## DATA BLOCK
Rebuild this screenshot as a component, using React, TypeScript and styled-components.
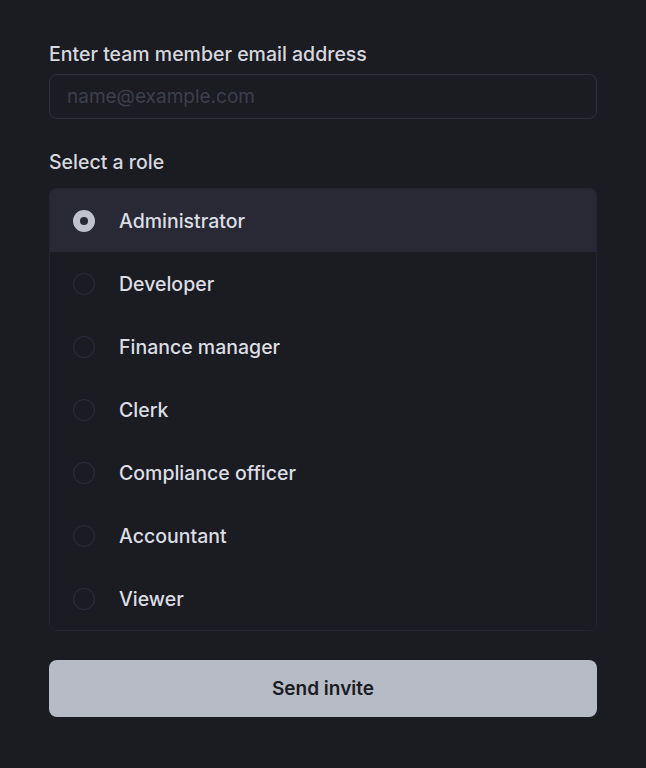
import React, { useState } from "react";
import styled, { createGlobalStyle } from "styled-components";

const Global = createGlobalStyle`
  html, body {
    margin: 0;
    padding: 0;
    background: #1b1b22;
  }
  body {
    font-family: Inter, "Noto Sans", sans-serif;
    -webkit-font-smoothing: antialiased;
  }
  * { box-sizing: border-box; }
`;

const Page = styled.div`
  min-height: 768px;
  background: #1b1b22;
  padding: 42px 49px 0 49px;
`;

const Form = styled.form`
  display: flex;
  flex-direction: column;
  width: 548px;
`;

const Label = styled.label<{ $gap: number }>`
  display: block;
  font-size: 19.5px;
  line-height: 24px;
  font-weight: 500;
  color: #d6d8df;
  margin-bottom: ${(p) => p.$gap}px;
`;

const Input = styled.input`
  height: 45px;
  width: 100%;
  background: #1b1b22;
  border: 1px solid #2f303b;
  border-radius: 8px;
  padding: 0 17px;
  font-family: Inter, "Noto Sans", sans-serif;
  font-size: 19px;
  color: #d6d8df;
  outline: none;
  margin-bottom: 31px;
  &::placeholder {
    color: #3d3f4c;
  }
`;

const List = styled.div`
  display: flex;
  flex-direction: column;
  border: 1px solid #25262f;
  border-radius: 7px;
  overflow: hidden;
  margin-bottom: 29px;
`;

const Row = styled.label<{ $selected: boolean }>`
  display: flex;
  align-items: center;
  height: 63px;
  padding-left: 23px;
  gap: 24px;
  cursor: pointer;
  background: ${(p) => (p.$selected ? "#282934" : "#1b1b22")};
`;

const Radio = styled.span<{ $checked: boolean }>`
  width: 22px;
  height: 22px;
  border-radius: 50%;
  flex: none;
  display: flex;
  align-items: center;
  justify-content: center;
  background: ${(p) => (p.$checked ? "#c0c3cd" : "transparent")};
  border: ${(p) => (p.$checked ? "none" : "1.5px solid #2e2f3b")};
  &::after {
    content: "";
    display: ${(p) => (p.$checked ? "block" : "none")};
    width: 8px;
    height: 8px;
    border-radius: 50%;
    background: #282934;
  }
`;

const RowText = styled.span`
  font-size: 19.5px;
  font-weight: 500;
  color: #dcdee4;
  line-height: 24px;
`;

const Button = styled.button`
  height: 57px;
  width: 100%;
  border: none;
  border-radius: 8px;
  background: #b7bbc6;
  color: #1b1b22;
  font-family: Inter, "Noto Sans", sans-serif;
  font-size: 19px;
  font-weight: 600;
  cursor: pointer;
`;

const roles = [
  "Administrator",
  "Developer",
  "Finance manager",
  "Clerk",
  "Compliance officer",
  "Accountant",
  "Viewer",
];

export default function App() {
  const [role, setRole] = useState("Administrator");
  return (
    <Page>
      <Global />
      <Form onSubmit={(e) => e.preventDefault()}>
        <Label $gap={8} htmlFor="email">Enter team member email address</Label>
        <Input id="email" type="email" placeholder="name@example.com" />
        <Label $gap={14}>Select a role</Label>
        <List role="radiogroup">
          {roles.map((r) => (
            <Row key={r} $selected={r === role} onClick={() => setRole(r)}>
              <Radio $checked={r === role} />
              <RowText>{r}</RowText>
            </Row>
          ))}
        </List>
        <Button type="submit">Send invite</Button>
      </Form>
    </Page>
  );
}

## EXERCISE DETAILS
Replicate the material above verbatim; images stay out of the copy.

## IN RESPONSE
Rebuild this screenshot as a component, using React, TypeScript and styled-components.
import React, { useState } from "react";
import styled, { createGlobalStyle } from "styled-components";

const Global = createGlobalStyle`
  html, body {
    margin: 0;
    padding: 0;
    background: #1b1b22;
  }
  body {
    font-family: Inter, "Noto Sans", sans-serif;
    -webkit-font-smoothing: antialiased;
  }
  * { box-sizing: border-box; }
`;

const Page = styled.div`
  min-height: 768px;
  background: #1b1b22;
  padding: 42px 49px 0 49px;
`;

const Form = styled.form`
  display: flex;
  flex-direction: column;
  width: 548px;
`;

const Label = styled.label<{ $gap: number }>`
  display: block;
  font-size: 19.5px;
  line-height: 24px;
  font-weight: 500;
  color: #d6d8df;
  margin-bottom: ${(p) => p.$gap}px;
`;

const Input = styled.input`
  height: 45px;
  width: 100%;
  background: #1b1b22;
  border: 1px solid #2f303b;
  border-radius: 8px;
  padding: 0 17px;
  font-family: Inter, "Noto Sans", sans-serif;
  font-size: 19px;
  color: #d6d8df;
  outline: none;
  margin-bottom: 31px;
  &::placeholder {
    color: #3d3f4c;
  }
`;

const List = styled.div`
  display: flex;
  flex-direction: column;
  border: 1px solid #25262f;
  border-radius: 7px;
  overflow: hidden;
  margin-bottom: 29px;
`;

const Row = styled.label<{ $selected: boolean }>`
  display: flex;
  align-items: center;
  height: 63px;
  padding-left: 23px;
  gap: 24px;
  cursor: pointer;
  background: ${(p) => (p.$selected ? "#282934" : "#1b1b22")};
`;

const Radio = styled.span<{ $checked: boolean }>`
  width: 22px;
  height: 22px;
  border-radius: 50%;
  flex: none;
  display: flex;
  align-items: center;
  justify-content: center;
  background: ${(p) => (p.$checked ? "#c0c3cd" : "transparent")};
  border: ${(p) => (p.$checked ? "none" : "1.5px solid #2e2f3b")};
  &::after {
    content: "";
    display: ${(p) => (p.$checked ? "block" : "none")};
    width: 8px;
    height: 8px;
    border-radius: 50%;
    background: #282934;
  }
`;

const RowText = styled.span`
  font-size: 19.5px;
  font-weight: 500;
  color: #dcdee4;
  line-height: 24px;
`;

const Button = styled.button`
  height: 57px;
  width: 100%;
  border: none;
  border-radius: 8px;
  background: #b7bbc6;
  color: #1b1b22;
  font-family: Inter, "Noto Sans", sans-serif;
  font-size: 19px;
  font-weight: 600;
  cursor: pointer;
`;

const roles = [
  "Administrator",
  "Developer",
  "Finance manager",
  "Clerk",
  "Compliance officer",
  "Accountant",
  "Viewer",
];

export default function App() {
  const [role, setRole] = useState("Administrator");
  return (
    <Page>
      <Global />
      <Form onSubmit={(e) => e.preventDefault()}>
        <Label $gap={8} htmlFor="email">Enter team member email address</Label>
        <Input id="email" type="email" placeholder="name@example.com" />
        <Label $gap={14}>Select a role</Label>
        <List role="radiogroup">
          {roles.map((r) => (
            <Row key={r} $selected={r === role} onClick={() => setRole(r)}>
              <Radio $checked={r === role} />
              <RowText>{r}</RowText>
            </Row>
          ))}
        </List>
        <Button type="submit">Send invite</Button>
      </Form>
    </Page>
  );
}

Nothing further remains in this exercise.